Notevoli le differenze tra i due interpreti di Alfonso d’Este, terzo marito della protagonista: nel primo cast Alex Esposito ha configurato un Duca sopra le righe, incline a un’isteria che ha ben poco di regale, a causa di suoni forzati e aggrediti per gli evidenti limiti della voce. Sempre a suo agio nella scrittura donizettiana, invece, Carlo Lepore ha saputo imprimere ad Alfonso tratti autenticamente aristocratici, cesellando un personaggio di eleganza glaciale – esemplare nella sua aria Vieni la mia vendetta – in virtù di una notevole stabilità di suono e del dominio delle colorature sfoggiato nella cadenza.
Nei panni en travesti di Maffio Orsini il corretto mezzosoprano Daniela Mack ha ceduto il posto, nel secondo cast, a Teresa Iervolino, sempre molto espressiva grazie al bel colore vocale.
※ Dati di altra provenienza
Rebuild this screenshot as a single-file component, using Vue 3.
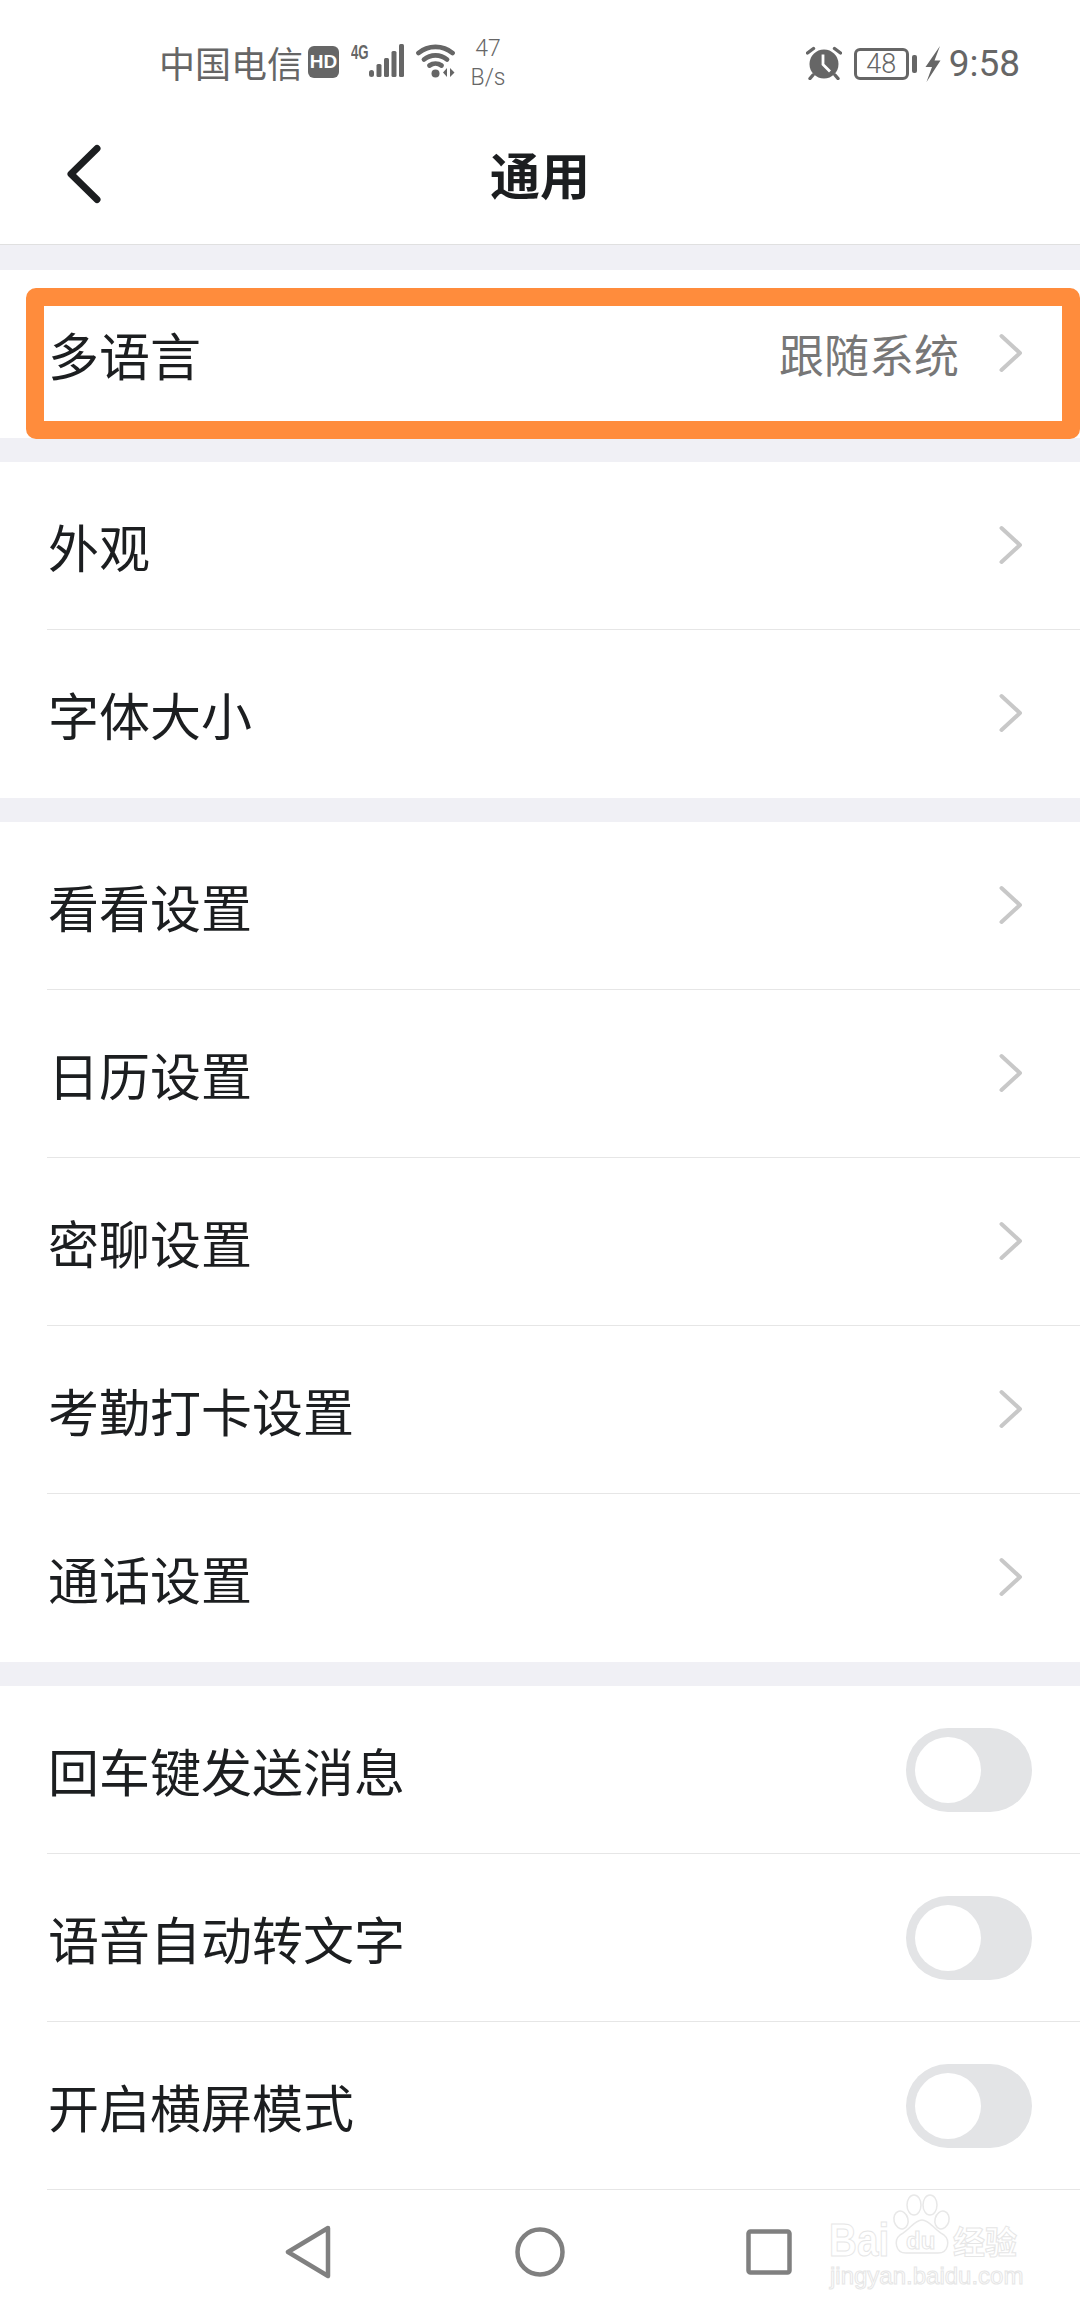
<script setup>
const groups = [
  { items: ['外观', '字体大小'] },
  { items: ['看看设置', '日历设置', '密聊设置', '考勤打卡设置', '通话设置'] },
]
const toggles = ['回车键发送消息', '语音自动转文字', '开启横屏模式']
</script>

<template>
  <div class="page">
    <div class="status">
      <div class="status-left">
        <span class="carrier">中国电信</span>
        <span class="hd">HD</span>
        <span class="net">4G</span>
        <svg class="signal" width="36" height="34" viewBox="0 0 36 34">
          <g fill="#666">
            <rect x="0" y="26" width="5" height="7" rx="2.500" />
            <rect x="7.500" y="20" width="5" height="13" rx="1.500" />
            <rect x="15" y="14" width="5" height="19" rx="1.500" />
            <rect x="22.500" y="7" width="5" height="26" rx="1.500" />
            <rect x="30" y="0" width="5" height="33" rx="1.500" />
          </g>
        </svg>
        <svg class="wifi" width="40" height="34" viewBox="0 0 40 34">
          <g fill="none" stroke="#666" stroke-width="4.800" stroke-linecap="round">
            <path d="M2.500 9C12 0.800 27 0.800 36.500 9" />
            <path d="M8 15.500C14.500 10 24.500 10 31 15.500" />
            <path d="M13.500 21.500C17 19 22 19 25.500 21.500" />
          </g>
          <circle cx="19.500" cy="29.500" r="4" fill="#666" />
          <path d="M31 24v9l-4-4.500zM34 24l4.500 4.500-4.500 4.500z" fill="#666" />
        </svg>
        <span class="speed"><span>47</span><span>B/s</span></span>
      </div>
      <div class="status-right">
        <svg class="alarm" width="36" height="34" viewBox="0 0 36 34">
          <circle cx="18" cy="18" r="14.500" fill="#666" />
          <path d="M17 8.500v10l7 7" fill="none" stroke="#fff" stroke-width="2.800" />
          <path d="M1.500 7l6-4.500M34.500 7l-6-4.500M7 29l-3 3.500M29 29l3 3.500" fill="none" stroke="#666" stroke-width="3.400" stroke-linecap="round" />
        </svg>
        <span class="battery"><span class="battery-num">48</span></span>
        <span class="battery-cap"></span>
        <svg class="bolt" width="16" height="36" viewBox="0 0 16 36">
          <path d="M15 0L0.500 21h6.500L1.500 36L15.500 14.500H9.500L15 0z" fill="#666" />
        </svg>
        <span class="time">9:58</span>
      </div>
    </div>

    <header class="header">
      <svg class="back" width="36" height="60" viewBox="0 0 36 60">
        <path d="M32 4.500L6 30L32 55.500" fill="none" stroke="#1c1e20" stroke-width="7" stroke-linecap="round" stroke-linejoin="round" />
      </svg>
      <h1 class="title">通用</h1>
    </header>

    <main class="list">
      <section class="group">
        <div class="row row-first">
          <span class="label">多语言</span>
          <span class="value">跟随系统</span>
          <svg class="chev" width="24" height="40" viewBox="0 0 24 40">
            <path d="M2.500 3L21 20L2.500 37" fill="none" stroke="#c8c8c8" stroke-width="4" stroke-linecap="round" stroke-linejoin="round" />
          </svg>
          <div class="highlight"></div>
        </div>
      </section>

      <section v-for="(g, i) in groups" :key="i" class="group">
        <div v-for="item in g.items" :key="item" class="row">
          <span class="label">{{ item }}</span>
          <svg class="chev" width="24" height="40" viewBox="0 0 24 40">
            <path d="M2.500 3L21 20L2.500 37" fill="none" stroke="#c8c8c8" stroke-width="4" stroke-linecap="round" stroke-linejoin="round" />
          </svg>
        </div>
      </section>

      <section class="group group-last">
        <div v-for="item in toggles" :key="item" class="row">
          <span class="label">{{ item }}</span>
          <span class="toggle"><span class="thumb"></span></span>
        </div>
      </section>
    </main>

    <nav class="nav">
      <svg width="46" height="54" viewBox="0 0 46 54" class="nav-back">
        <path d="M43 3L3 27L43 51Z" fill="none" stroke="#808080" stroke-width="4.500" stroke-linejoin="round" />
      </svg>
      <svg width="50" height="50" viewBox="0 0 50 50" class="nav-home">
        <circle cx="25" cy="25" r="22.500" fill="none" stroke="#808080" stroke-width="4.500" />
      </svg>
      <svg width="46" height="46" viewBox="0 0 46 46" class="nav-recent">
        <rect x="2.500" y="2.500" width="41" height="41" rx="2" fill="none" stroke="#808080" stroke-width="4.500" />
      </svg>
      <div class="watermark">
        <svg class="paw" width="60" height="62" viewBox="0 0 60 62">
          <g fill="#fff" stroke="#e8e8e8" stroke-width="1.500">
            <ellipse cx="9" cy="26" rx="7" ry="9" transform="rotate(-15 9 26)" />
            <ellipse cx="22" cy="11" rx="7" ry="10" />
            <ellipse cx="38" cy="11" rx="7" ry="10" />
            <ellipse cx="50" cy="26" rx="7" ry="9" transform="rotate(15 50 26)" />
            <path d="M30 26C22 26 18 36 8 41C2 46 3 59 14 59C22 59 38 59 46 59C57 59 58 46 52 41C42 36 38 26 30 26Z" />
          </g>
        </svg>
        <div class="wm-bai">Bai</div>
        <div class="wm-du">du</div>
        <div class="wm-cn">经验</div>
        <div class="wm-line2">jingyan.baidu.com</div>
      </div>
    </nav>
  </div>
</template>

<style>
html, body { margin: 0; background: #fff; }
</style>

<style scoped>
.page {
  width: 1080px;
  height: 2310px;
  overflow: hidden;
  display: flex;
  flex-direction: column;
  background: #f0f0f5;
  font-family: "Noto Sans CJK SC", "Noto Sans", sans-serif;
  color: #1c1e20;
}
.status {
  height: 120px;
  flex: none;
  display: flex;
  justify-content: space-between;
  align-items: center;
  padding: 4px 60px 0 159px;
  background: #fff;
  color: #666;
  box-sizing: border-box;
}
.status-left, .status-right { display: flex; align-items: center; }
.status-right { margin-top: 3px; }
.carrier { font-size: 36px; line-height: 44px; width: 144px; white-space: nowrap; }
.hd {
  width: 31px;
  height: 32px;
  margin-left: 5px;
  border-radius: 6px;
  background: #666;
  color: #fff;
  font: 700 19px/32px "Liberation Sans", sans-serif;
  text-align: center;
}
.net {
  font: 700 20px/16px "Liberation Sans", sans-serif;
  margin: -20px 0 0 12px;
  width: 18px;
  transform: scaleX(0.66);
  transform-origin: left;
}
.signal { flex: none; margin-top: -2px; }
.wifi { flex: none; margin-left: 11px; margin-top: -2px; }
.speed {
  display: flex;
  flex-direction: column;
  align-items: center;
  margin: 2px 0 0 11px;
  font: 300 23px/29px Roboto, sans-serif;
  width: 42px;
}
.alarm { flex: none; margin-top: -2px; }
.battery {
  width: 55px;
  height: 32px;
  margin-left: 12px;
  box-sizing: border-box;
  border: 3.500px solid #666;
  border-radius: 6px;
  display: flex;
  align-items: center;
  justify-content: center;
  font: 300 27px/32px Roboto, sans-serif;
}
.battery-cap {
  width: 5px;
  height: 18px;
  margin-left: 3px;
  background: #666;
  border-radius: 2px;
}
.bolt { flex: none; margin-left: 8px; }
.time { margin-left: 8px; font: 37px/44px Roboto, sans-serif; }
.header {
  height: 125px;
  flex: none;
  display: flex;
  align-items: center;
  justify-content: center;
  position: relative;
  background: #fff;
  border-bottom: 1px solid #e0e0e0;
  box-sizing: border-box;
}
.back { position: absolute; left: 65px; top: 24px; }
.title { margin: 0; font-size: 50px; font-weight: 700; line-height: 60px; position: relative; top: -9px; }
.list {
  flex: 1;
  min-height: 0;
  padding-top: 25px;
  display: flex;
  flex-direction: column;
  gap: 24px;
}
.group { background: #fff; flex: none; }
.row {
  height: 168px;
  box-sizing: border-box;
  margin-left: 47px;
  padding-right: 57px;
  display: flex;
  align-items: center;
  border-bottom: 1px solid #e6e6e6;
  position: relative;
}
.group:not(.group-last) .row:last-child { border-bottom: 0; }
.group-last .row { padding-right: 48px; }
.label { font-size: 51px; line-height: 60px; flex: 1; padding-left: 1px; }
.value { font-size: 45px; line-height: 56px; color: #777; margin-right: 40px; }
.chev { position: relative; top: -1px; }
.highlight {
  position: absolute;
  left: -21px;
  top: 18px;
  height: 151px;
  width: 1054px;
  box-sizing: border-box;
  border: 18px solid #ff8c3c;
  border-radius: 10px;
}
.toggle {
  width: 126px;
  height: 84px;
  border-radius: 42px;
  background: #e3e4e6;
  padding: 9px;
  box-sizing: border-box;
}
.thumb { display: block; width: 66px; height: 66px; border-radius: 50%; background: #fff; }
.nav {
  height: 120px;
  flex: none;
  position: relative;
  background: #fff;
}
.nav-back { position: absolute; left: 285px; top: 35px; }
.nav-home { position: absolute; left: 515px; top: 37px; }
.nav-recent { position: absolute; left: 746px; top: 39px; }
.watermark {
  position: absolute;
  left: 0;
  top: 0;
  width: 1080px;
  height: 120px;
  color: #fff;
  -webkit-text-stroke: 1px #e6e6e6;
  white-space: nowrap;
}
.paw { position: absolute; left: 892px; top: 4px; }
.wm-bai {
  position: absolute;
  left: 829px;
  top: 28px;
  font: 700 46px/44px "Liberation Sans", sans-serif;
  transform: scaleX(0.84);
  transform-origin: left;
}
.wm-du { position: absolute; left: 906px; top: 38px; font: 700 24px/26px "Liberation Sans", sans-serif; }
.wm-cn { position: absolute; left: 953px; top: 30px; font: 700 32px/40px "Noto Sans CJK SC", sans-serif; }
.wm-line2 { position: absolute; left: 830px; top: 72px; font: 24px/28px "Liberation Sans", sans-serif; }
</style>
Tra i comprimari, invariati nei due cast e assai ben delineati dalla direzione musicale, tanto da renderli riconoscibili nonostante le maschere sul volto, bisogna ricordare i quattro amici di Gennaro e Maffio: le due voci gravi appartenevano ad Arturo Espinosa e all’inappuntabile Alessio Verna, mentre i due tenori erano Eduardo Niave e Raffaele Feo. I ruoli di Gubetta e Rustighello (le due anime nere di Lucrezia e Alfonso) erano interpretati da Roberto Accurso, baritono un po’ troppo pallido timbricamente, e dal tenore Enrico Casari.
Il punto di forza di questa Lucrezia Borgia è stata comunque la bacchetta di Roberto Abbado. Il direttore non si è limitato ad ottenere cantabilità e scorrevolezza dall’orchestra, ma ha creato una tensione ininterrotta capace di tener avvinto l’ascoltatore. Soprattutto, la sua lettura ha colto e valorizzato le innumerevoli novità che affiorano nella scrittura donizettiana e che, di lì a poco, Verdi avrebbe reso del tutto esplicite. Abbado ha dimostrato inoltre flessibilità nella scelta dei tempi, calibrandoli in relazione alle fisionomie vocali degli interpreti: incalzanti e nervosi con il primo cast, più morbidi e allargati con il secondo. Un’esecuzione tanto più significativa perché di solito Donizetti viene affidato – dopo la scomparsa del grande Gavazzeni – a bacchette modeste e dai limitati orizzonti storico-musicali. Un segnale positivo per il futuro?